Dining Beyond the Harbour Tavernas

This is not a slight against harbour tavernas, which at their best serve some of the most honest and satisfying food in Greece. But Kos rewards those who venture into the interior villages for their evening meals. Zia, the mountain village above Kos Town, is well-known to tourists (perhaps too well-known by mid-August), but the villages of Pyli, Kefalos and Antimachia have tavernas of genuine character where the cooking is done by people who have been cooking that way for decades and see no particular reason to change.

The interior villages also tend to offer menus that change with what is available rather than running the same laminated card year-round – which is always the more reliable indicator of quality. Ask what they recommend today. If they gesture towards something that is not on the menu, order that.

Wine Estates to Visit

Wine estate visits on Kos offer something increasingly rare in European wine tourism: the sense that you are not part of an itinerary. The island’s wine culture is genuine and local in character – producers are making wine primarily because it is what their families have always done, not because a consultant told them wine tourism was a growth sector.

Triantafyllopoulos Estate is the natural starting point, offering structured tastings across their white, red and rosé range with knowledgeable hosts who can contextualise the island’s wine history. The estate’s location in the island’s agricultural heartland makes it a natural extension of a morning spent exploring the interior.

Beyond the established names, ask locally about smaller producers – some operate effectively as farm wineries, producing a few thousand bottles a season, none of which ever leave the island. These are wines of place in the most literal sense, and finding them requires the kind of quiet curiosity that rewards the traveller who comes without a predetermined checklist. Which, in this part of the Aegean, is usually the better approach anyway.

Planning Your Kos Food Journey

The ideal approach to food and wine on Kos is unhurried and opportunistic. Spend a morning at the market, eat a late lunch of grilled fish somewhere simple and well-positioned, visit a wine estate in the soft afternoon light, and arrange a private dinner at your villa for the evenings when you would rather not move at all. The island does not rush, and there is something to be said for matching its pace.

For further context on planning your time on the island – including where to base yourself, how to get around, and what to do when you are not eating – our comprehensive Kos Travel Guide covers the full picture.

If you are ready to put yourself in a position where a private chef can cook local lamb in your own villa kitchen while you sit on a terrace with a glass of Athiri and watch the Aegean do what the Aegean does, explore our collection of luxury villas in Kos and find the base your food journey deserves.

What is the most distinctive local dish to try in Kos?

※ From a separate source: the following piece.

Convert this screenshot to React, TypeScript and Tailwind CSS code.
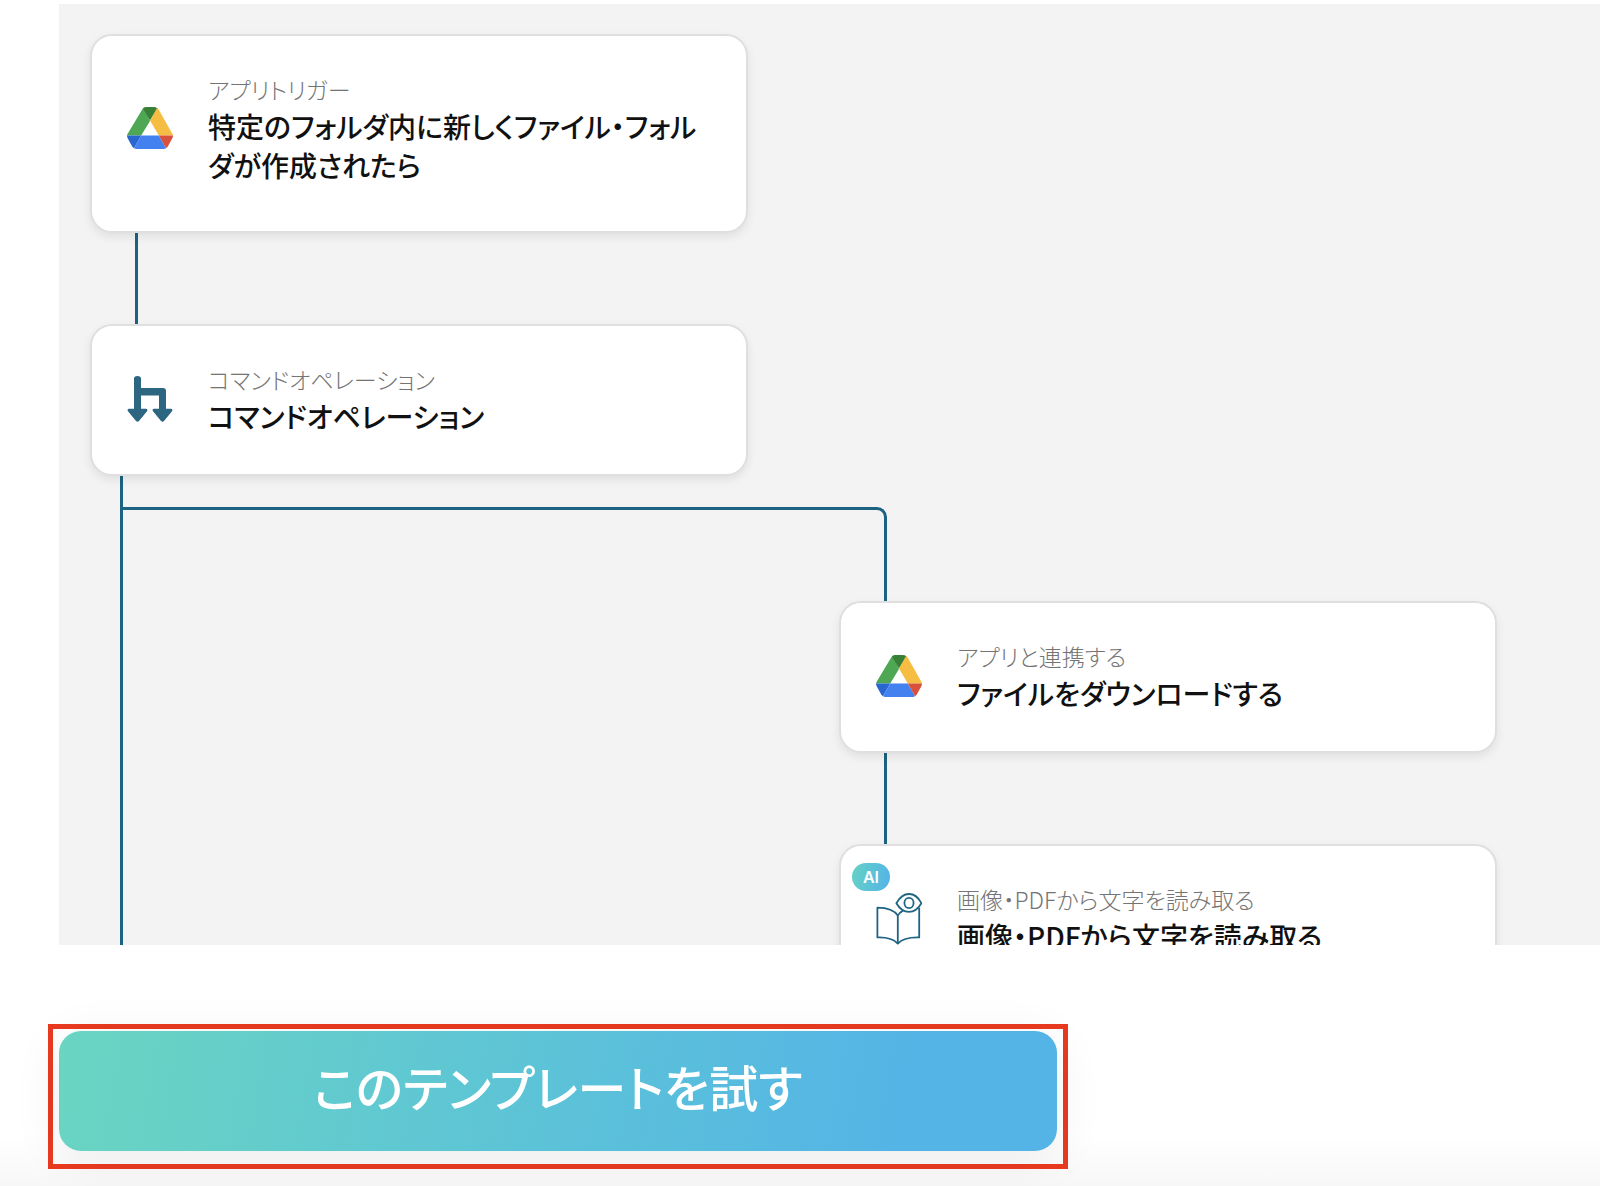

Pitaroudia – chickpea fritters seasoned with herbs and spices – are the definitive Kos meze and one of the dishes most specific to this island. Slow-cooked lamb with mountain herbs and kleftiko-style preparations are equally characteristic. For the full local experience, combine these with aged graviera cheese, local olive oil and a glass of wine made from the island’s Athiri grape.

Can you visit wine estates and olive oil producers independently in Kos?

Yes, though advance contact is strongly advisable. The Triantafyllopoulos winery is the island’s most established producer and welcomes visitors for tastings, but calling ahead ensures you receive proper attention rather than arriving during pressing or bottling season when the team has other priorities. Smaller olive oil producers in the interior villages are often open to visits, particularly during harvest season from October to December – local enquiries and a willingness to drive the interior roads go a long way.

What is the best time of year to visit Kos for food and wine experiences?

Late spring (May to June) and early autumn (September to October) offer the best combination of comfortable temperatures, excellent seasonal produce and a calmer island atmosphere than peak summer. The grape harvest takes place from August into September, making this an excellent window for winery visits. Olive oil pressing begins in October and runs through December – visiting during this period gives you access to the season’s first cold-pressed oils at their most vivid. The market in Kos Town operates year-round but is at its most abundant and varied during the growing season.